Their manifesto states that they would introduce a “public works programme of insulation to make every home warm and investing in flood defences and natural flood management to make every community safer”.
On energy, they say they will “replacing fracking, coal power stations, subsidies to fossil fuels and nuclear with the clean green efficient renewable energy of the future, and investing in community owned energy”.
Agamemnon Otero, founding member of Renewable UK, and a non-for-profit organisation that has worked to promote and facilitate the wide scale development and local ownership of renewable energy projects across South London. Speaking to East London Lines about the importance of renewable energy, he didn’t mince his words, saying: “ We’re all going to be made refugees soon”.
Renewable UK have been extremely influential in bringing renewable energy to East London boroughs and working with young locals and in 2014 commissioning Banister House Solar – the first community owned solar energy project in Hackney, generating renewable, community-owned electricity for the Banister House Estate and it’s residents.
For Otero, the choice is clear, urging young people to vote “strategically” for the environment. Speaking to Eastlondonlines he said: ““It is important to vote strategically. We should be investing in our own energy assets, and Labour, Greens and Lib Dems are behind this, the Conservatives are the only people who do not want to see anything happen in terms of renewables.
Politicians work for you, tell them what you want. Renewables and sustainability are important, and you need to tell them that.”
While Otero and other Londoners working with and fighting for renewables are beginning to make a difference in the capital, as a city London falls under the mark when it comes to renewables. In 2016, it was named the worst city in England and Wales when it comes to the use of renewable energy.

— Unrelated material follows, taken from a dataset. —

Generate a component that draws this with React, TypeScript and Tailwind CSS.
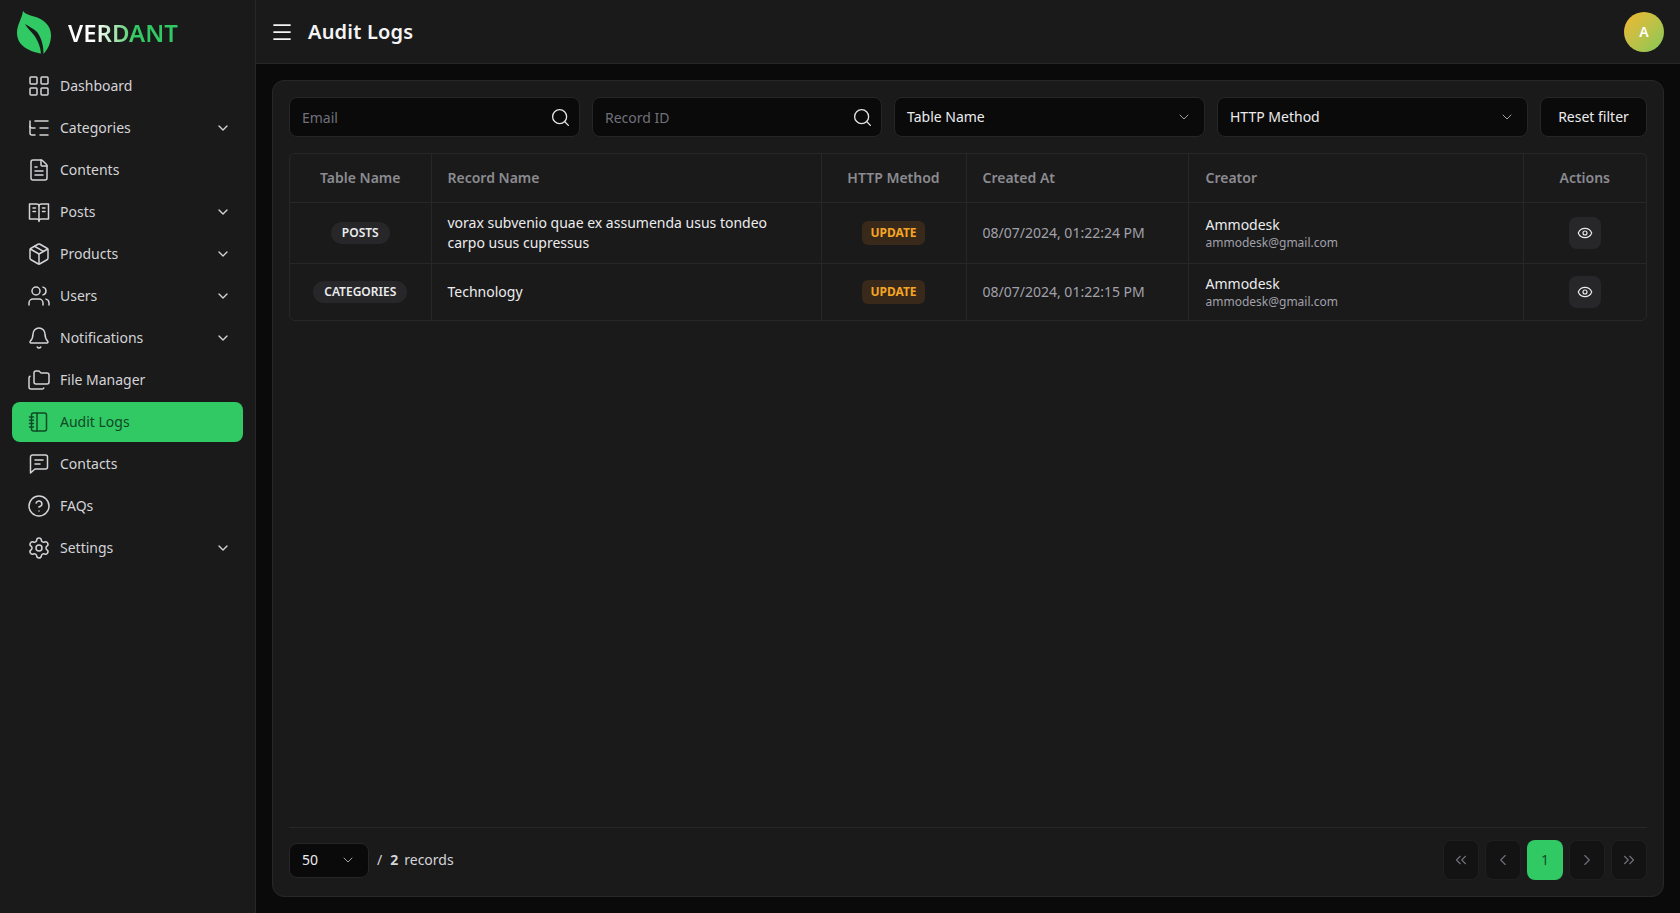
import { useState } from 'react';
import {
  Bell,
  ChevronDown,
  ChevronLeft,
  ChevronRight,
  ChevronsLeft,
  ChevronsRight,
  CircleHelp,
  Eye,
  FileText,
  Folders,
  LayoutGrid,
  ListTree,
  Menu,
  Package,
  Search,
  Settings,
  Users,
} from 'lucide-react';

const BookIcon = () => (
  <svg width="24" height="24" viewBox="0 0 24 24" fill="none" stroke="currentColor" strokeWidth="1.5" strokeLinecap="round" strokeLinejoin="round">
    <path d="M2.5 4h7c1.4 0 2.5.9 2.5 2 0-1.1 1.100-2 2.500-2h7v15h-7c-1.400 0-2.500.6-2.500 1.500 0-.9-1.100-1.500-2.500-1.500h-7z" />
    <path d="M12 6v15.500" />
    <path d="M6 8h2.500M6 11.500h2.500M15.500 8H18M15.500 11.500H18" />
  </svg>
);

const NotebookIcon = () => (
  <svg width="24" height="24" viewBox="0 0 24 24" fill="none" stroke="currentColor" strokeWidth="1.5" strokeLinecap="round" strokeLinejoin="round">
    <rect x="4.500" y="3" width="15" height="18" rx="2" />
    <path d="M10 3v18" />
    <path d="M2.500 7h4M2.500 10.300h4M2.500 13.600h4M2.500 17h4" />
  </svg>
);

const ChatIcon = () => (
  <svg width="24" height="24" viewBox="0 0 24 24" fill="none" stroke="currentColor" strokeWidth="1.5" strokeLinecap="round" strokeLinejoin="round">
    <path d="M3.500 5a2 2 0 0 1 2-2h13a2 2 0 0 1 2 2v10a2 2 0 0 1-2 2H8l-4.500 4z" />
    <path d="M8 8h8M8 12h5" />
  </svg>
);

const navItems = [
  { label: 'Dashboard', icon: <LayoutGrid size={24} strokeWidth={1.5} /> },
  { label: 'Categories', icon: <ListTree size={24} strokeWidth={1.5} />, hasChildren: true },
  { label: 'Contents', icon: <FileText size={24} strokeWidth={1.5} /> },
  { label: 'Posts', icon: <BookIcon />, hasChildren: true },
  { label: 'Products', icon: <Package size={24} strokeWidth={1.5} />, hasChildren: true },
  { label: 'Users', icon: <Users size={24} strokeWidth={1.5} />, hasChildren: true },
  { label: 'Notifications', icon: <Bell size={24} strokeWidth={1.5} />, hasChildren: true },
  { label: 'File Manager', icon: <Folders size={24} strokeWidth={1.5} /> },
  { label: 'Audit Logs', icon: <NotebookIcon />, active: true },
  { label: 'Contacts', icon: <ChatIcon /> },
  { label: 'FAQs', icon: <CircleHelp size={24} strokeWidth={1.5} /> },
  { label: 'Settings', icon: <Settings size={24} strokeWidth={1.5} />, hasChildren: true },
];

const logs = [
  {
    table: 'POSTS',
    record: 'vorax subvenio quae ex assumenda usus tondeo carpo usus cupressus',
    createdAt: '08/07/2024, 01:22:24 PM',
    rowClass: 'h-[61px]',
  },
  {
    table: 'CATEGORIES',
    record: 'Technology',
    createdAt: '08/07/2024, 01:22:15 PM',
    rowClass: 'h-[57px]',
  },
];

const Sidebar = () => (
  <aside className="w-64 shrink-0 bg-[#1a1a1a] border-r border-[#27272a]">
    <div className="h-[65px] mb-px flex items-center pl-[17px]">
      <svg width="34" height="43" viewBox="0 0 34 43" fill="none">
        <path d="M6 0C8 3 12 4 17 5.500C26 8 34 14 34 24C34 32 31 38 26.500 43C26.500 34 24.500 27 20 21C16.500 17.500 11 15 8 13C10 17 14.500 20.500 18 25.500C21 30 23.500 36 24 42.500C15 41 0 36 0 22C0 13 5 8 6 0Z" fill="#31c964" />
      </svg>
      <span className="ml-[17px] text-2xl leading-none font-semibold bg-linear-to-r from-white from-25% to-[#31c964] to-60% bg-clip-text text-transparent">
        VERDANT
      </span>
    </div>
    <nav className="px-3 flex flex-col gap-0.5">
      {navItems.map((item) => (
        <div
          key={item.label}
          className={`h-10 pl-[15px] pr-3 flex items-center gap-[9px] rounded-lg text-sm ${
            item.active ? 'bg-[#31c964] text-[#0f4a25]' : 'text-[#d4d4d8]'
          }`}
        >
          {item.icon}
          <span className="flex-1">{item.label}</span>
          {item.hasChildren && <ChevronDown size={16} className="text-[#d4d4d8]" />}
        </div>
      ))}
    </nav>
  </aside>
);

const SearchField = ({ placeholder, className }: { placeholder: string; className: string }) => {
  const [value, setValue] = useState('');
  return (
    <div className={`h-10 pl-3 pr-2 flex items-center rounded-lg bg-[#0a0a0b] border border-[#26262a] ${className}`}>
      <input
        value={value}
        onChange={(e) => setValue(e.target.value)}
        placeholder={placeholder}
        className="flex-1 min-w-0 pt-0.5 bg-transparent outline-none text-sm text-white placeholder:text-[#71717a]"
      />
      <Search size={21} strokeWidth={1.5} className="text-[#e4e4e7]" />
    </div>
  );
};

const FilterSelect = ({ label, className }: { label: string; className: string }) => (
  <div className={`h-10 px-3 flex items-center justify-between rounded-lg bg-[#0a0a0b] border border-[#26262a] text-sm text-[#ececee] ${className}`}>
    <span>{label}</span>
    <ChevronDown size={16} strokeWidth={1.5} className="text-[#a1a1aa]" />
  </div>
);

const PageButton = ({ children }: { children: React.ReactNode }) => (
  <button className="w-9 h-10 flex items-center justify-center rounded-lg bg-[#131314] border border-[#1f1f21] text-[#71717a]">
    {children}
  </button>
);

const headCell = 'px-4 text-sm font-semibold text-[#8b8b91] border-r border-[#27272a]';
const bodyCell = 'px-4 text-sm border-r border-t border-[#27272a]';

const AuditTable = () => (
  <div className="mt-4 border border-[#27272a] rounded-md overflow-hidden">
    <table className="w-full table-fixed border-collapse">
      <colgroup>
        <col className="w-[141px]" />
        <col className="w-[390px]" />
        <col className="w-[145px]" />
        <col className="w-[222px]" />
        <col className="w-[335px]" />
        <col />
      </colgroup>
      <thead>
        <tr className="h-12">
          <th className={`${headCell} text-center`}>Table Name</th>
          <th className={`${headCell} text-left`}>Record Name</th>
          <th className={`${headCell} text-center !px-0`}>HTTP Method</th>
          <th className={`${headCell} text-left`}>Created At</th>
          <th className={`${headCell} text-left !pl-[17px]`}>Creator</th>
          <th className={`${headCell} text-center border-r-0`}>Actions</th>
        </tr>
      </thead>
      <tbody>
        {logs.map((log) => (
          <tr key={log.table} className={log.rowClass}>
            <td className={`${bodyCell} text-center`}>
              <span className="inline-flex items-center h-[22px] px-[11px] rounded-full bg-[#27272a] text-xs font-semibold text-[#ececee]">
                {log.table}
              </span>
            </td>
            <td className={`${bodyCell} text-[#ececee] leading-5`}>{log.record}</td>
            <td className={`${bodyCell} text-center !px-0`}>
              <span className="inline-flex items-center h-6 px-2 rounded-md bg-[#38291a] text-xs font-bold text-[#f5a524]">
                UPDATE
              </span>
            </td>
            <td className={`${bodyCell} text-[#a1a1aa]`}>{log.createdAt}</td>
            <td className={`${bodyCell} !pl-[17px]`}>
              <div className="pt-px text-[#ececee] leading-[18px]">Ammodesk</div>
              <div className="text-xs leading-[17px] text-[#a1a1aa]">ammodesk@gmail.com</div>
            </td>
            <td className={`${bodyCell} border-r-0`}>
              <button className="mx-auto w-8 h-8 flex items-center justify-center rounded-lg bg-[#27272a] text-[#ececee]">
                <Eye size={16} strokeWidth={1.75} />
              </button>
            </td>
          </tr>
        ))}
      </tbody>
    </table>
  </div>
);

export default function App() {
  return (
    <div className="h-screen flex bg-[#0a0a0b] font-['Noto_Sans',sans-serif] overflow-hidden">
      <Sidebar />
      <div className="flex-1 min-w-0 flex flex-col">
        <header className="h-16 shrink-0 pl-[14px] pr-4 flex items-center bg-[#1a1a1a] border-b border-[#27272a]">
          <Menu size={24} strokeWidth={1.75} className="text-[#f4f4f5]" />
          <h1 className="ml-[14px] text-xl font-semibold tracking-[0.2px] text-[#f4f4f5]">Audit Logs</h1>
          <div className="ml-auto w-10 h-10 rounded-full bg-linear-to-br from-[#f0b72f] to-[#7fc857] flex items-center justify-center text-sm font-semibold text-white">
            A
          </div>
        </header>
        <main className="flex-1 min-h-0 p-4">
          <div className="h-full flex flex-col px-4 pt-4 pb-4 rounded-xl bg-[#1a1a1a] border border-[#27272a]">
            <div className="flex gap-3">
              <SearchField placeholder="Email" className="w-[291px]" />
              <SearchField placeholder="Record ID" className="w-[290px]" />
              <FilterSelect label="Table Name" className="w-[311px]" />
              <FilterSelect label="HTTP Method" className="w-[311px]" />
              <button className="flex-1 h-10 rounded-lg bg-[#0a0a0b] border border-[#26262a] text-sm text-[#ececee]">
                Reset filter
              </button>
            </div>
            <div className="flex-1 min-h-0">
              <AuditTable />
            </div>
            <div className="pt-3 flex items-center justify-between border-t border-[#27272a]">
              <div className="flex items-center text-sm text-[#d4d4d8]">
                <div className="w-20 h-[35px] pl-3 pr-3 flex items-center justify-between rounded-lg bg-[#0a0a0b] border border-[#26262a] text-[#ececee]">
                  <span>50</span>
                  <ChevronDown size={16} strokeWidth={1.5} className="text-[#a1a1aa]" />
                </div>
                <span className="ml-2">/</span>
                <span className="ml-2 font-bold">2</span>
                <span className="ml-1.5">records</span>
              </div>
              <div className="flex gap-1.5">
                <PageButton><ChevronsLeft size={18} strokeWidth={1.5} /></PageButton>
                <PageButton><ChevronLeft size={18} strokeWidth={1.5} /></PageButton>
                <button className="w-9 h-10 rounded-lg bg-[#31c964] text-sm text-[#0f4a25]">1</button>
                <PageButton><ChevronRight size={18} strokeWidth={1.5} /></PageButton>
                <PageButton><ChevronsRight size={18} strokeWidth={1.5} /></PageButton>
              </div>
            </div>
          </div>
        </main>
      </div>
    </div>
  );
}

In statistics found by an analysis by think tank Green Alliance, it was found that just 0.05% of electricity consumption in the capital was met by renewables – a number that needs to be improved by the next government.
Furthermore, two of the main parties have come under fire for their policies on nuclear energy – while the Greens are calling for its abolition.
Labour say they will support nuclear energy while mentioning older plants could be ready for decommissioning (without naming any). They state: “We will support further nuclear projects and protect nuclear workers’ jobs and pensions.”
This claim has come under intense scrutiny due to Jeremy Corbyn and John McDonnell’s earlier opposition to the industry.
They do however affirm their opposition to fracking.
The Liberal Democrats have dropped their 2010 manifesto opposition to new nuclear power stations. The party, they write now, accepts “that new nuclear power stations can play a role in electricity supply provided concerns about safety, disposal of waste and cost are adequately addressed, new technology is incorporated, and there is no public subsidy for new build”.
Like Labour and the Green Party the Liberal Democrats oppose fracking.
The Conservative manifesto makes no mention of nuclear power, but includes fresh support for shale gas – which is extracted by fracking. Historically the party has supported nuclear power.
For international organisations such as Greenpeace, continued support for nuclear projects across the UK “makes no environmental or economic sense”.
Speaking to Eastlondonlines Hannah Martin, Head of Energy at Greenpeace UK, said: “Every nuclear power station currently being built in Europe and the USA has gone massively over time and over budget and the nuclear industry is rife with scandal, safety irregularities and poor management.
“New nuclear builds are a risky gamble, while clean alternatives like offshore wind and solar are ever cheaper and quicker to build.
“It’s time to ditch the old-fashioned obsession with a nuclear sector that consistently overpromises and underperforms, and invest in modern technologies like smart grids, battery storage and interconnection.”